[What needs to be done] Produce a word-for-word copy of the listing below without its pictures.

□ □ □ □ □ □ □

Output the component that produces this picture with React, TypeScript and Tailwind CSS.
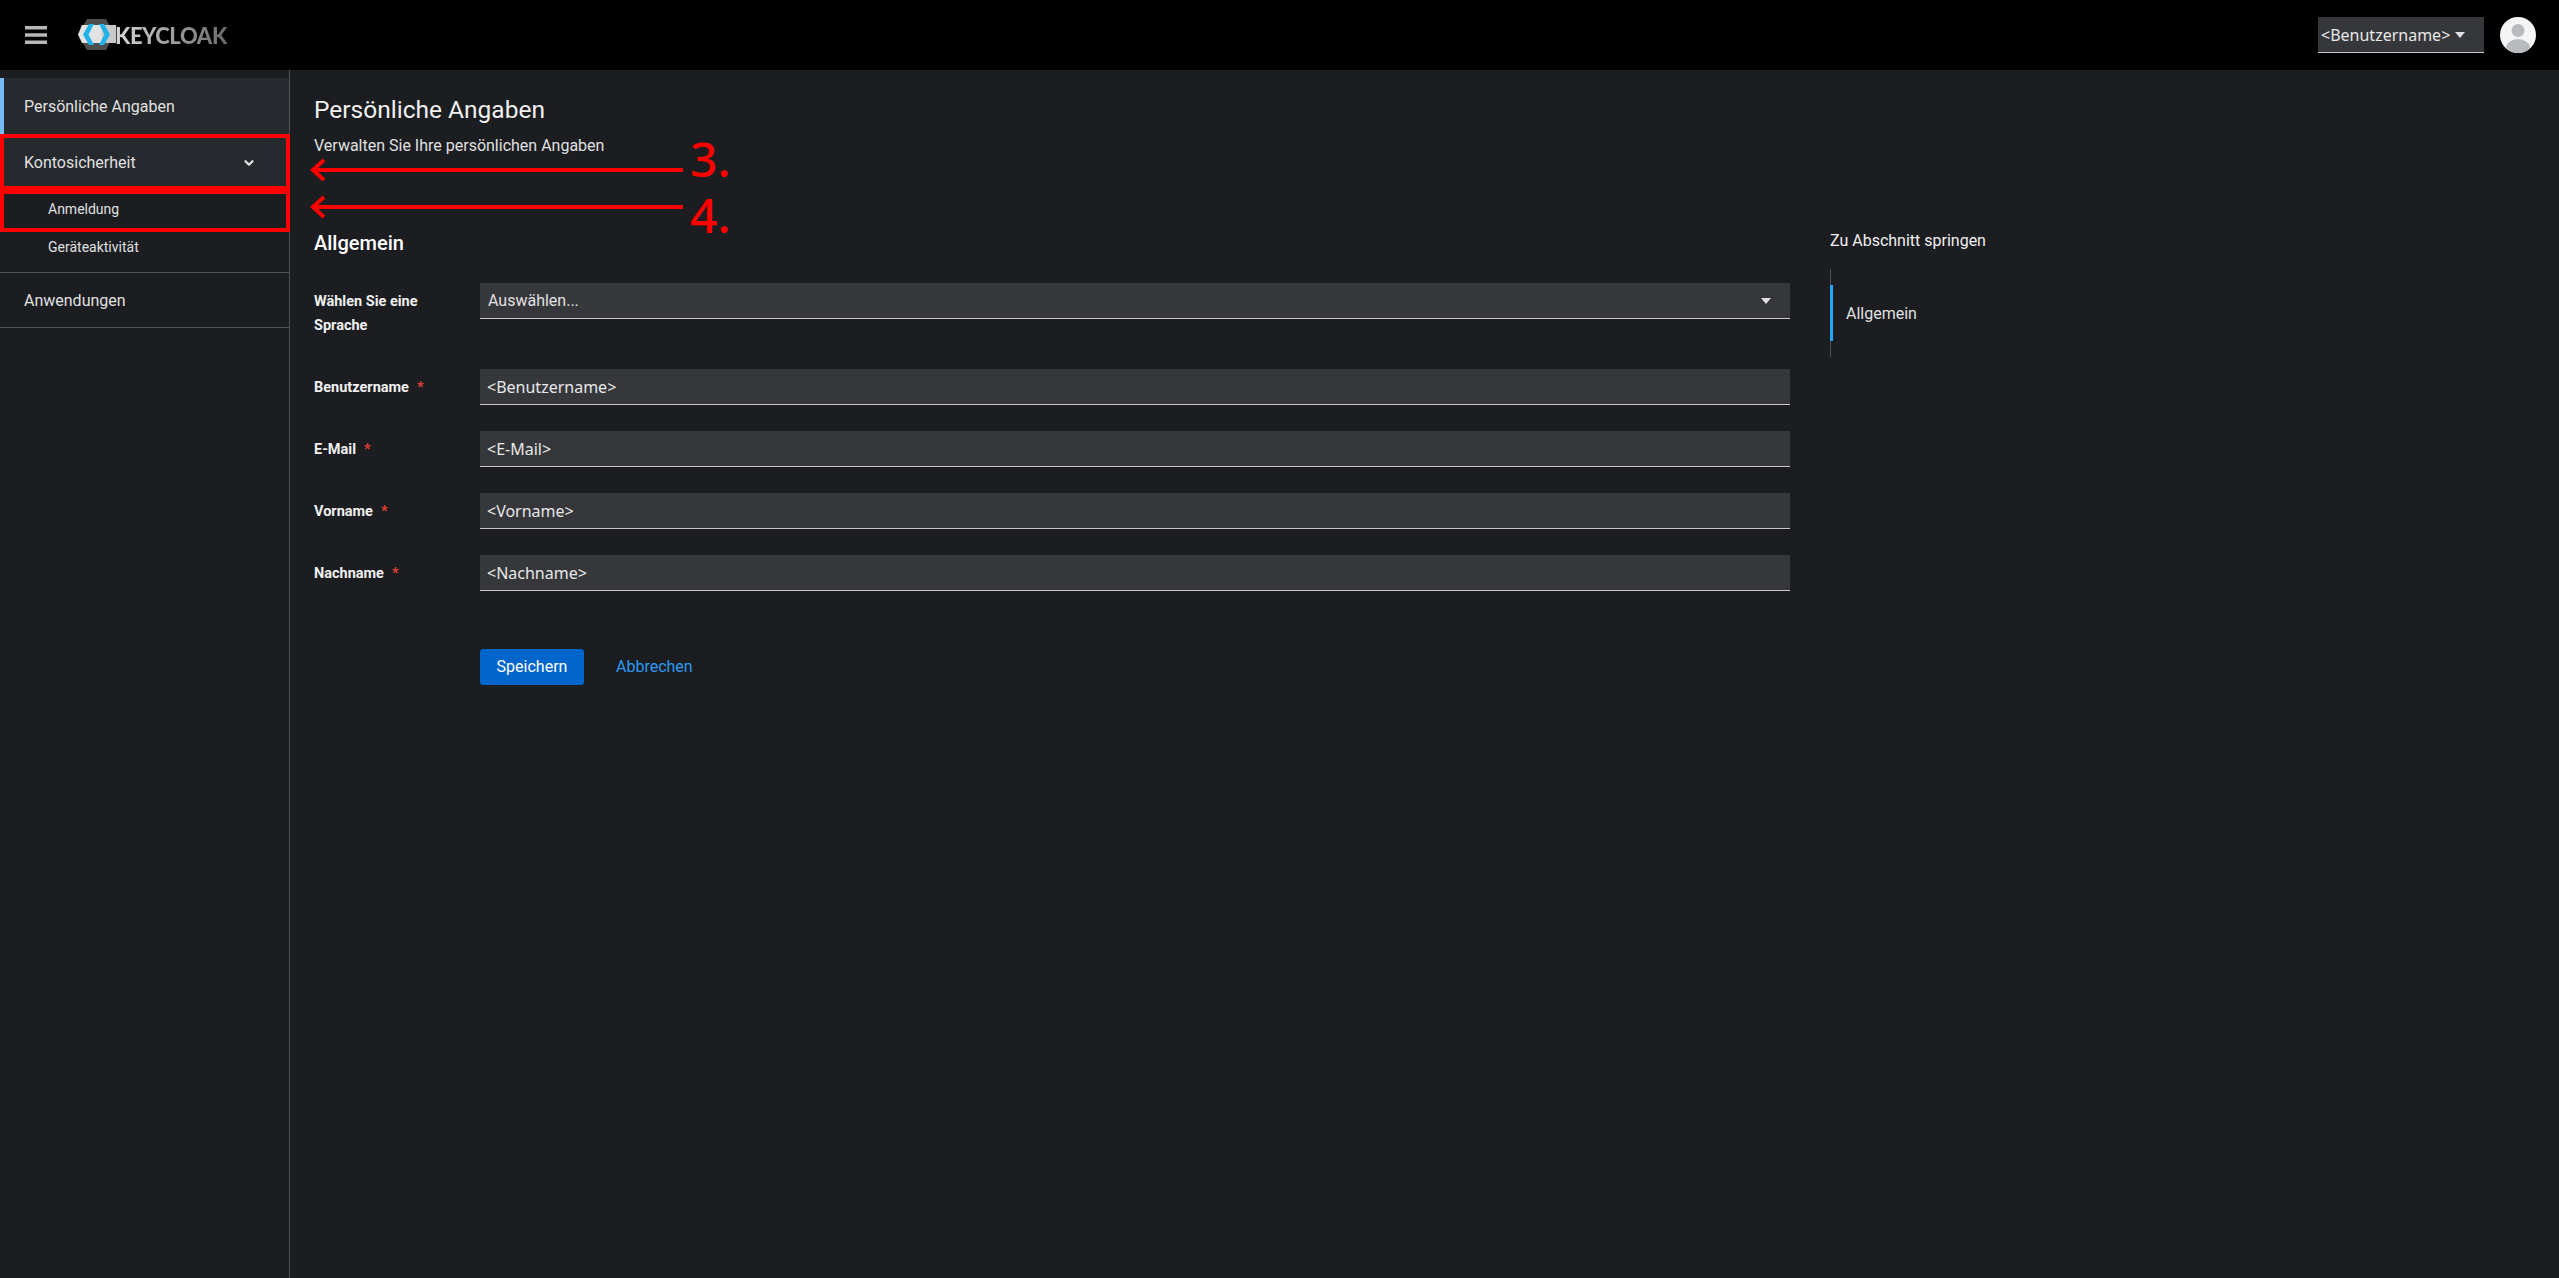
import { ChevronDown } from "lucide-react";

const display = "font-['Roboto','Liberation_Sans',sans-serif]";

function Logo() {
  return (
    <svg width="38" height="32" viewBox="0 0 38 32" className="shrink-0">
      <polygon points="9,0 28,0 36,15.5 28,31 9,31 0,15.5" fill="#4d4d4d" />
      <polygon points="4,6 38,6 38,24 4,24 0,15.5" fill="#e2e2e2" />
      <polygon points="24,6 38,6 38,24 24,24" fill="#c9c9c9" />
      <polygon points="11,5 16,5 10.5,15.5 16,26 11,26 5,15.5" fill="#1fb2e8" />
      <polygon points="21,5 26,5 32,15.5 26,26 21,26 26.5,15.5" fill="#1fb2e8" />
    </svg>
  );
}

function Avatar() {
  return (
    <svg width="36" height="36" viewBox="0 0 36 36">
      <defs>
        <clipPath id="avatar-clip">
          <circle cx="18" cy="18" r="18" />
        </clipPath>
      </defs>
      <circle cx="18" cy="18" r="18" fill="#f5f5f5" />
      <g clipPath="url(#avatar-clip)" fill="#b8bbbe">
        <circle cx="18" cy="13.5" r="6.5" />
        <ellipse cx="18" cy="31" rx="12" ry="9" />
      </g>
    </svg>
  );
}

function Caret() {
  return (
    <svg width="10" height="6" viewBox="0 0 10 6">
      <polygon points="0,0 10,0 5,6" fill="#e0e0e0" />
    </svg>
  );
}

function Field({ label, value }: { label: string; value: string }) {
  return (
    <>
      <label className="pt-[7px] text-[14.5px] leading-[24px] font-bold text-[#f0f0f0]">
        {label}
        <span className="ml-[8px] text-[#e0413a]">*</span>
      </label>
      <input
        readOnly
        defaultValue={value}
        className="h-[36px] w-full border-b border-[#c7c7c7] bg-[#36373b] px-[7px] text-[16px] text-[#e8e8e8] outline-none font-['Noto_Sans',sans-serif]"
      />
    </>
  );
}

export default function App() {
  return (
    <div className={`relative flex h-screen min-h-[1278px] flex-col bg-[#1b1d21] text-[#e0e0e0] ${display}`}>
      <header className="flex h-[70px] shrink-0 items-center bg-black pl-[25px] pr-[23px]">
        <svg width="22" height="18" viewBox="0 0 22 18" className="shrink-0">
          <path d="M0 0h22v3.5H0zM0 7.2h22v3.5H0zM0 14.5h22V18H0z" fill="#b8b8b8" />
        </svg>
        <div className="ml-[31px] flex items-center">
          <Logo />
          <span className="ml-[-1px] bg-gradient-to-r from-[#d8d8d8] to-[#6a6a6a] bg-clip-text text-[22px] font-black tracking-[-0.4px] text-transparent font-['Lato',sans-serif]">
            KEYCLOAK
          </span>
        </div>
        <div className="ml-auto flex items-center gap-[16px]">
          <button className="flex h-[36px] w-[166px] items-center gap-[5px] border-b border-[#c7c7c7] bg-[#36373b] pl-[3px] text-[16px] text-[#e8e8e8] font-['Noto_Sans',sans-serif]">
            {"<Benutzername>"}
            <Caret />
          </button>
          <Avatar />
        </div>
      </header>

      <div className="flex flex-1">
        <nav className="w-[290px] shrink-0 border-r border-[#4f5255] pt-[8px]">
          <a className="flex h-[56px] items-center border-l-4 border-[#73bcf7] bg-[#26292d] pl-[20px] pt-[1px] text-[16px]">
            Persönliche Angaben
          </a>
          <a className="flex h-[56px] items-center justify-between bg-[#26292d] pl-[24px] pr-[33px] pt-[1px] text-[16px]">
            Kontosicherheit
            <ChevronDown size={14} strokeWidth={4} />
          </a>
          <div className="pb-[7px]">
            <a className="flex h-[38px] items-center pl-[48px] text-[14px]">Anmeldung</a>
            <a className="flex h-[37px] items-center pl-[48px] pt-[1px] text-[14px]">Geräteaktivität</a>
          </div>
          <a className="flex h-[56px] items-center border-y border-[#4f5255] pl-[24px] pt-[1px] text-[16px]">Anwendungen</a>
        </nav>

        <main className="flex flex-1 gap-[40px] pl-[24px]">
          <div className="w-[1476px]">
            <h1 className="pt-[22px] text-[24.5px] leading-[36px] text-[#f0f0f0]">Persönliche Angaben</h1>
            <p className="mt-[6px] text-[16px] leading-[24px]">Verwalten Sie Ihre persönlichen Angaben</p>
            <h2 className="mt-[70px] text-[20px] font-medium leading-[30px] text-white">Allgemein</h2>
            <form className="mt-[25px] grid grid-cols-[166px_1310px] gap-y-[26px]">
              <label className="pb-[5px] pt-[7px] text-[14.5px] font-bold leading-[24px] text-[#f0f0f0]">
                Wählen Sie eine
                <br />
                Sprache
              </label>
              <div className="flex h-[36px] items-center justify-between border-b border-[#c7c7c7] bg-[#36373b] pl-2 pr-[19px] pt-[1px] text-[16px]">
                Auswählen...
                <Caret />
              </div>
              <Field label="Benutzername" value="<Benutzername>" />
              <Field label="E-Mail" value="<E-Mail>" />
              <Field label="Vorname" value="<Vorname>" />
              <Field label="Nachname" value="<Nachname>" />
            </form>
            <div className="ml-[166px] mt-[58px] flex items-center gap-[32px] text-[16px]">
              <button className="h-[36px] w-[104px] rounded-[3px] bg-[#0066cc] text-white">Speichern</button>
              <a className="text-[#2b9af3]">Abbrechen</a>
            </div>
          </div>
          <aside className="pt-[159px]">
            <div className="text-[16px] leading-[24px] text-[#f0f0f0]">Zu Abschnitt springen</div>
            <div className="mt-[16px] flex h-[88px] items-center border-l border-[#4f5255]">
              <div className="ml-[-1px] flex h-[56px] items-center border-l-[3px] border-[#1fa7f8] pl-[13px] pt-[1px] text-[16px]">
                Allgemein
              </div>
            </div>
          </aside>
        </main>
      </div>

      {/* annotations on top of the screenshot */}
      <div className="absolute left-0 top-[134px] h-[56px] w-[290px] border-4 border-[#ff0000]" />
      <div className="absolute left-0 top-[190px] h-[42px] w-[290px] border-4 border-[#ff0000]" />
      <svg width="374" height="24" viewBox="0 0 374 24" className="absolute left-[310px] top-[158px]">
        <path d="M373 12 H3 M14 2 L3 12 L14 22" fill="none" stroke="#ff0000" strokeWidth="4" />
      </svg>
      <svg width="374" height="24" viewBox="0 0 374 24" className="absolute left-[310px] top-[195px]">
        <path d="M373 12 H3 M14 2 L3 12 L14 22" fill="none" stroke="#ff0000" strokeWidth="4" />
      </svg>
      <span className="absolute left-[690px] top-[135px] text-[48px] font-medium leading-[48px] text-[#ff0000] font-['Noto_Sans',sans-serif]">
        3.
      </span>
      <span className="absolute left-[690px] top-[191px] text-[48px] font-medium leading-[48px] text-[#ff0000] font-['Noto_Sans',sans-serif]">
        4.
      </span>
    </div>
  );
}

□ □ □ □ □ □ □

[Reply to the exercise]
Output the component that produces this picture with React, TypeScript and Tailwind CSS.
import { ChevronDown } from "lucide-react";

const display = "font-['Roboto','Liberation_Sans',sans-serif]";

function Logo() {
  return (
    <svg width="38" height="32" viewBox="0 0 38 32" className="shrink-0">
      <polygon points="9,0 28,0 36,15.5 28,31 9,31 0,15.5" fill="#4d4d4d" />
      <polygon points="4,6 38,6 38,24 4,24 0,15.5" fill="#e2e2e2" />
      <polygon points="24,6 38,6 38,24 24,24" fill="#c9c9c9" />
      <polygon points="11,5 16,5 10.5,15.5 16,26 11,26 5,15.5" fill="#1fb2e8" />
      <polygon points="21,5 26,5 32,15.5 26,26 21,26 26.5,15.5" fill="#1fb2e8" />
    </svg>
  );
}

function Avatar() {
  return (
    <svg width="36" height="36" viewBox="0 0 36 36">
      <defs>
        <clipPath id="avatar-clip">
          <circle cx="18" cy="18" r="18" />
        </clipPath>
      </defs>
      <circle cx="18" cy="18" r="18" fill="#f5f5f5" />
      <g clipPath="url(#avatar-clip)" fill="#b8bbbe">
        <circle cx="18" cy="13.5" r="6.5" />
        <ellipse cx="18" cy="31" rx="12" ry="9" />
      </g>
    </svg>
  );
}

function Caret() {
  return (
    <svg width="10" height="6" viewBox="0 0 10 6">
      <polygon points="0,0 10,0 5,6" fill="#e0e0e0" />
    </svg>
  );
}

function Field({ label, value }: { label: string; value: string }) {
  return (
    <>
      <label className="pt-[7px] text-[14.5px] leading-[24px] font-bold text-[#f0f0f0]">
        {label}
        <span className="ml-[8px] text-[#e0413a]">*</span>
      </label>
      <input
        readOnly
        defaultValue={value}
        className="h-[36px] w-full border-b border-[#c7c7c7] bg-[#36373b] px-[7px] text-[16px] text-[#e8e8e8] outline-none font-['Noto_Sans',sans-serif]"
      />
    </>
  );
}

export default function App() {
  return (
    <div className={`relative flex h-screen min-h-[1278px] flex-col bg-[#1b1d21] text-[#e0e0e0] ${display}`}>
      <header className="flex h-[70px] shrink-0 items-center bg-black pl-[25px] pr-[23px]">
        <svg width="22" height="18" viewBox="0 0 22 18" className="shrink-0">
          <path d="M0 0h22v3.5H0zM0 7.2h22v3.5H0zM0 14.5h22V18H0z" fill="#b8b8b8" />
        </svg>
        <div className="ml-[31px] flex items-center">
          <Logo />
          <span className="ml-[-1px] bg-gradient-to-r from-[#d8d8d8] to-[#6a6a6a] bg-clip-text text-[22px] font-black tracking-[-0.4px] text-transparent font-['Lato',sans-serif]">
            KEYCLOAK
          </span>
        </div>
        <div className="ml-auto flex items-center gap-[16px]">
          <button className="flex h-[36px] w-[166px] items-center gap-[5px] border-b border-[#c7c7c7] bg-[#36373b] pl-[3px] text-[16px] text-[#e8e8e8] font-['Noto_Sans',sans-serif]">
            {"<Benutzername>"}
            <Caret />
          </button>
          <Avatar />
        </div>
      </header>

      <div className="flex flex-1">
        <nav className="w-[290px] shrink-0 border-r border-[#4f5255] pt-[8px]">
          <a className="flex h-[56px] items-center border-l-4 border-[#73bcf7] bg-[#26292d] pl-[20px] pt-[1px] text-[16px]">
            Persönliche Angaben
          </a>
          <a className="flex h-[56px] items-center justify-between bg-[#26292d] pl-[24px] pr-[33px] pt-[1px] text-[16px]">
            Kontosicherheit
            <ChevronDown size={14} strokeWidth={4} />
          </a>
          <div className="pb-[7px]">
            <a className="flex h-[38px] items-center pl-[48px] text-[14px]">Anmeldung</a>
            <a className="flex h-[37px] items-center pl-[48px] pt-[1px] text-[14px]">Geräteaktivität</a>
          </div>
          <a className="flex h-[56px] items-center border-y border-[#4f5255] pl-[24px] pt-[1px] text-[16px]">Anwendungen</a>
        </nav>

        <main className="flex flex-1 gap-[40px] pl-[24px]">
          <div className="w-[1476px]">
            <h1 className="pt-[22px] text-[24.5px] leading-[36px] text-[#f0f0f0]">Persönliche Angaben</h1>
            <p className="mt-[6px] text-[16px] leading-[24px]">Verwalten Sie Ihre persönlichen Angaben</p>
            <h2 className="mt-[70px] text-[20px] font-medium leading-[30px] text-white">Allgemein</h2>
            <form className="mt-[25px] grid grid-cols-[166px_1310px] gap-y-[26px]">
              <label className="pb-[5px] pt-[7px] text-[14.5px] font-bold leading-[24px] text-[#f0f0f0]">
                Wählen Sie eine
                <br />
                Sprache
              </label>
              <div className="flex h-[36px] items-center justify-between border-b border-[#c7c7c7] bg-[#36373b] pl-2 pr-[19px] pt-[1px] text-[16px]">
                Auswählen...
                <Caret />
              </div>
              <Field label="Benutzername" value="<Benutzername>" />
              <Field label="E-Mail" value="<E-Mail>" />
              <Field label="Vorname" value="<Vorname>" />
              <Field label="Nachname" value="<Nachname>" />
            </form>
            <div className="ml-[166px] mt-[58px] flex items-center gap-[32px] text-[16px]">
              <button className="h-[36px] w-[104px] rounded-[3px] bg-[#0066cc] text-white">Speichern</button>
              <a className="text-[#2b9af3]">Abbrechen</a>
            </div>
          </div>
          <aside className="pt-[159px]">
            <div className="text-[16px] leading-[24px] text-[#f0f0f0]">Zu Abschnitt springen</div>
            <div className="mt-[16px] flex h-[88px] items-center border-l border-[#4f5255]">
              <div className="ml-[-1px] flex h-[56px] items-center border-l-[3px] border-[#1fa7f8] pl-[13px] pt-[1px] text-[16px]">
                Allgemein
              </div>
            </div>
          </aside>
        </main>
      </div>

      {/* annotations on top of the screenshot */}
      <div className="absolute left-0 top-[134px] h-[56px] w-[290px] border-4 border-[#ff0000]" />
      <div className="absolute left-0 top-[190px] h-[42px] w-[290px] border-4 border-[#ff0000]" />
      <svg width="374" height="24" viewBox="0 0 374 24" className="absolute left-[310px] top-[158px]">
        <path d="M373 12 H3 M14 2 L3 12 L14 22" fill="none" stroke="#ff0000" strokeWidth="4" />
      </svg>
      <svg width="374" height="24" viewBox="0 0 374 24" className="absolute left-[310px] top-[195px]">
        <path d="M373 12 H3 M14 2 L3 12 L14 22" fill="none" stroke="#ff0000" strokeWidth="4" />
      </svg>
      <span className="absolute left-[690px] top-[135px] text-[48px] font-medium leading-[48px] text-[#ff0000] font-['Noto_Sans',sans-serif]">
        3.
      </span>
      <span className="absolute left-[690px] top-[191px] text-[48px] font-medium leading-[48px] text-[#ff0000] font-['Noto_Sans',sans-serif]">
        4.
      </span>
    </div>
  );
}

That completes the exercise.